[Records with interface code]
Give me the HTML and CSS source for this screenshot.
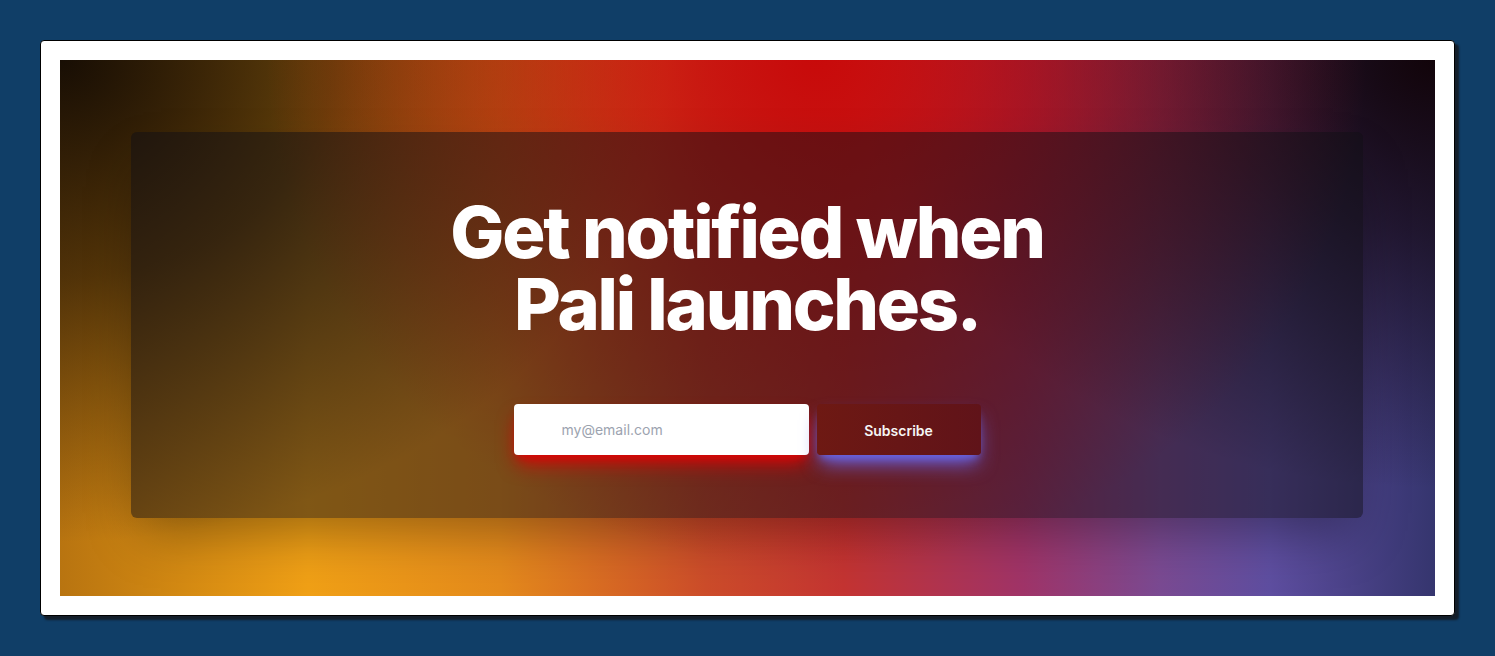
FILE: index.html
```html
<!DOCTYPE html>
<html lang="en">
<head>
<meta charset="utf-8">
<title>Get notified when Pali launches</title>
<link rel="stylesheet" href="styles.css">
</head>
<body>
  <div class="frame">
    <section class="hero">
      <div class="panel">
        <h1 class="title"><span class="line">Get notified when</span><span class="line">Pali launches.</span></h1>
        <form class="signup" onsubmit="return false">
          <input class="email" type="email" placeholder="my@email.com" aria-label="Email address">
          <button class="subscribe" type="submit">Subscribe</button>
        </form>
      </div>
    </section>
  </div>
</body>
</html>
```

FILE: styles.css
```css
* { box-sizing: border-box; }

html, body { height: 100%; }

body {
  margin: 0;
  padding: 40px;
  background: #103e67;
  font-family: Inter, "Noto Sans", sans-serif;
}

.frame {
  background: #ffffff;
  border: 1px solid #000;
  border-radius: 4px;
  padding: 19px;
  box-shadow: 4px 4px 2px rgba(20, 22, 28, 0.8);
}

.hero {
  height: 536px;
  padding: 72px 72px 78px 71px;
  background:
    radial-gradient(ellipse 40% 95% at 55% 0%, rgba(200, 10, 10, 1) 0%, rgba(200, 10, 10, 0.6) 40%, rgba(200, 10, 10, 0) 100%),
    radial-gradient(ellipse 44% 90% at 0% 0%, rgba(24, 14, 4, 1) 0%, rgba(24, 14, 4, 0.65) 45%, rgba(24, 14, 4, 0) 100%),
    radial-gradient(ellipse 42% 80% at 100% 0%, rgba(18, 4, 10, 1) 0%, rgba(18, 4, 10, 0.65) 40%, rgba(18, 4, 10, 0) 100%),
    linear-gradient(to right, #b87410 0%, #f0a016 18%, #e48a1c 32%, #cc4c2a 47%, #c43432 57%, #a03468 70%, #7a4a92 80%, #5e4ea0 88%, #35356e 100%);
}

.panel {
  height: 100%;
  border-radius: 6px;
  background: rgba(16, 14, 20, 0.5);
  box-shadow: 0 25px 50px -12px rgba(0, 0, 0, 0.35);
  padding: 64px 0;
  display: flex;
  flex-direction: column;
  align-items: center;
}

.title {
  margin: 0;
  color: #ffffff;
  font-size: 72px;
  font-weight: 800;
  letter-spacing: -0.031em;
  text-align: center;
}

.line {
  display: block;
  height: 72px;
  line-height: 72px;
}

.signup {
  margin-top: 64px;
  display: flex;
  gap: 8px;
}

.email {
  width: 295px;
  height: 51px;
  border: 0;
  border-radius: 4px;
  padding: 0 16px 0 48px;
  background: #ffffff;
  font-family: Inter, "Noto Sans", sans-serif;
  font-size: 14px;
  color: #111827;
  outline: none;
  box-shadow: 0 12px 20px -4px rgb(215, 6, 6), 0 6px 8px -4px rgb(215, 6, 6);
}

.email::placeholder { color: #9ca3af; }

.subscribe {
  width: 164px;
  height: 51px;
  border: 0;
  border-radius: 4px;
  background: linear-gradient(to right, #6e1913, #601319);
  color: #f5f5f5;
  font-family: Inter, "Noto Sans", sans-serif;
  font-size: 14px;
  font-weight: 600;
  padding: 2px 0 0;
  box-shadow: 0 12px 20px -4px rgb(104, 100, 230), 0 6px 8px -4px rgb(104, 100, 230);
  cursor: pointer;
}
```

--

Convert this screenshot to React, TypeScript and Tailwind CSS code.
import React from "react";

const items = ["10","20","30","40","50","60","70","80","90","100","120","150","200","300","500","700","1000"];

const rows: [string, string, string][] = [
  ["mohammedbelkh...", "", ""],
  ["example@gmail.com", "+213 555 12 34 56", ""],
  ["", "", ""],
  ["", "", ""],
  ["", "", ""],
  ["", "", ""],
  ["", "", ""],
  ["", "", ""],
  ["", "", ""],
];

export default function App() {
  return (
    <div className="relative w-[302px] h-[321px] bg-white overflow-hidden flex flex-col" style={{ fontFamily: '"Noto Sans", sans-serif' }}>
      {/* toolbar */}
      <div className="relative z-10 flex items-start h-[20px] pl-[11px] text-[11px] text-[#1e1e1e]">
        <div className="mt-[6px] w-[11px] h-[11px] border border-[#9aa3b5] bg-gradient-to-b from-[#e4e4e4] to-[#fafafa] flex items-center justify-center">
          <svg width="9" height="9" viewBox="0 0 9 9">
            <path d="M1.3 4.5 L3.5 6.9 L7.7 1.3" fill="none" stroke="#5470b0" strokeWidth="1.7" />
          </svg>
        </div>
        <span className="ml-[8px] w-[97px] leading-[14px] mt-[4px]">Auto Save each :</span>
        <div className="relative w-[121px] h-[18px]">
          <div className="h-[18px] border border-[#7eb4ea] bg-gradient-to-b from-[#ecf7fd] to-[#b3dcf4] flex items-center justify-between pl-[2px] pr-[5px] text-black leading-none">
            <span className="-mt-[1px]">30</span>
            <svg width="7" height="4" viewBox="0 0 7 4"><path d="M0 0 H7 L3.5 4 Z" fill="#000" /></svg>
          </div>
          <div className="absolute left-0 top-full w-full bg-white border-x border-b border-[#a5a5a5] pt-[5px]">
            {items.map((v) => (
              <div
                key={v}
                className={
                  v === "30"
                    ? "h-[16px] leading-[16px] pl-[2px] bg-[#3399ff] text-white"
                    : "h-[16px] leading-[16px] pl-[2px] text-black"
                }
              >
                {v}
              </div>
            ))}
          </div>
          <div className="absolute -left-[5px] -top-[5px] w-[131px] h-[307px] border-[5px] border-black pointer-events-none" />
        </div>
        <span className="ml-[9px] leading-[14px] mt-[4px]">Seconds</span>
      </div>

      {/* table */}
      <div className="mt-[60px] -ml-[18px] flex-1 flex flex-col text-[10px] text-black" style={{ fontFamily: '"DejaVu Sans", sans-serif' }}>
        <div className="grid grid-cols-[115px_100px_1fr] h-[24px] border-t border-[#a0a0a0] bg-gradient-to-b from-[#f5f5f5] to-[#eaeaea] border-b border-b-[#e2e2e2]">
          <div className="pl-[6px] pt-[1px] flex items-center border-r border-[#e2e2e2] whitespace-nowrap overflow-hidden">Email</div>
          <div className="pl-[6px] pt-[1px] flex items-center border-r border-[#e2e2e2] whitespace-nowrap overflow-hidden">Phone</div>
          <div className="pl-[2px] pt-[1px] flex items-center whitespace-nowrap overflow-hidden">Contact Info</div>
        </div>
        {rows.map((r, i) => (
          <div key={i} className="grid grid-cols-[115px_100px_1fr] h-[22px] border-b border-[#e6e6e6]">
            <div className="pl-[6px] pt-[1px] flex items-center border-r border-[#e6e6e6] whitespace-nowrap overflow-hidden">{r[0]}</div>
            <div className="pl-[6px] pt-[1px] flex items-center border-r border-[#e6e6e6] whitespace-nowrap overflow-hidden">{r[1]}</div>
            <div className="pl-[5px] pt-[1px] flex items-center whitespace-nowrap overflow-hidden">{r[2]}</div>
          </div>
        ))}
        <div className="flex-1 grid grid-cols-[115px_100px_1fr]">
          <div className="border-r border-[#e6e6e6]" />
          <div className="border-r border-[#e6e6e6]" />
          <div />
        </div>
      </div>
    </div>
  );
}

==

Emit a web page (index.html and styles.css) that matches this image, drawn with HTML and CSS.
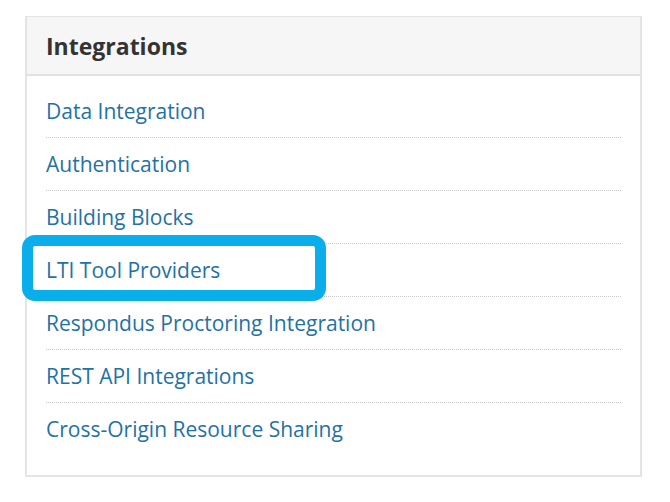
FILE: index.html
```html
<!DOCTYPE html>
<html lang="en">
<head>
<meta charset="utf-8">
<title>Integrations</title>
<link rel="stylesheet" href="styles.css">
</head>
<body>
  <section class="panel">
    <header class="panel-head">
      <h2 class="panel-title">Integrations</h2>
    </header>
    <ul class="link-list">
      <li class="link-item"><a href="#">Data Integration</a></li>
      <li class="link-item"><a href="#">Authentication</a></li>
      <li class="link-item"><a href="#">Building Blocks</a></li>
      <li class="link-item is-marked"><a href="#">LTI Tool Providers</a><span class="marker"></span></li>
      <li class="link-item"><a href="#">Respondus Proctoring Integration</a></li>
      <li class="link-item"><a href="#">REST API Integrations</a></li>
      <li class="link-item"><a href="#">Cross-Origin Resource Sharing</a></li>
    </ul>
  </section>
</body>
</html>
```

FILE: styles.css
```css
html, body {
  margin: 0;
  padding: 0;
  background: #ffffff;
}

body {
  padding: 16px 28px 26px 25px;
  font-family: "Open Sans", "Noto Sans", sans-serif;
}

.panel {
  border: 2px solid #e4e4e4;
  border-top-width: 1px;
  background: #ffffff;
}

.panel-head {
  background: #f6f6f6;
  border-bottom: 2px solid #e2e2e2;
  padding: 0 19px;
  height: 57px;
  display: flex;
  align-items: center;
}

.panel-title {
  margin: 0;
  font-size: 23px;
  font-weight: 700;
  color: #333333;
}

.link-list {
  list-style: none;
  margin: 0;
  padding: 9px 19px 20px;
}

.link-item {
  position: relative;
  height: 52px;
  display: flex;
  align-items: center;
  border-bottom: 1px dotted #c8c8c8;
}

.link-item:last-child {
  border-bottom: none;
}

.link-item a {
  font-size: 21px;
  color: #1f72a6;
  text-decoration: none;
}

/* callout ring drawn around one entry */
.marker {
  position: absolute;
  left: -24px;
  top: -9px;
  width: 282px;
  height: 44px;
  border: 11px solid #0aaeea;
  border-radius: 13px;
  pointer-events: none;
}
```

• _Set exercise_
Count how many lines of the data include the word "this". Your reply should be that number alone.

• _Result below_
3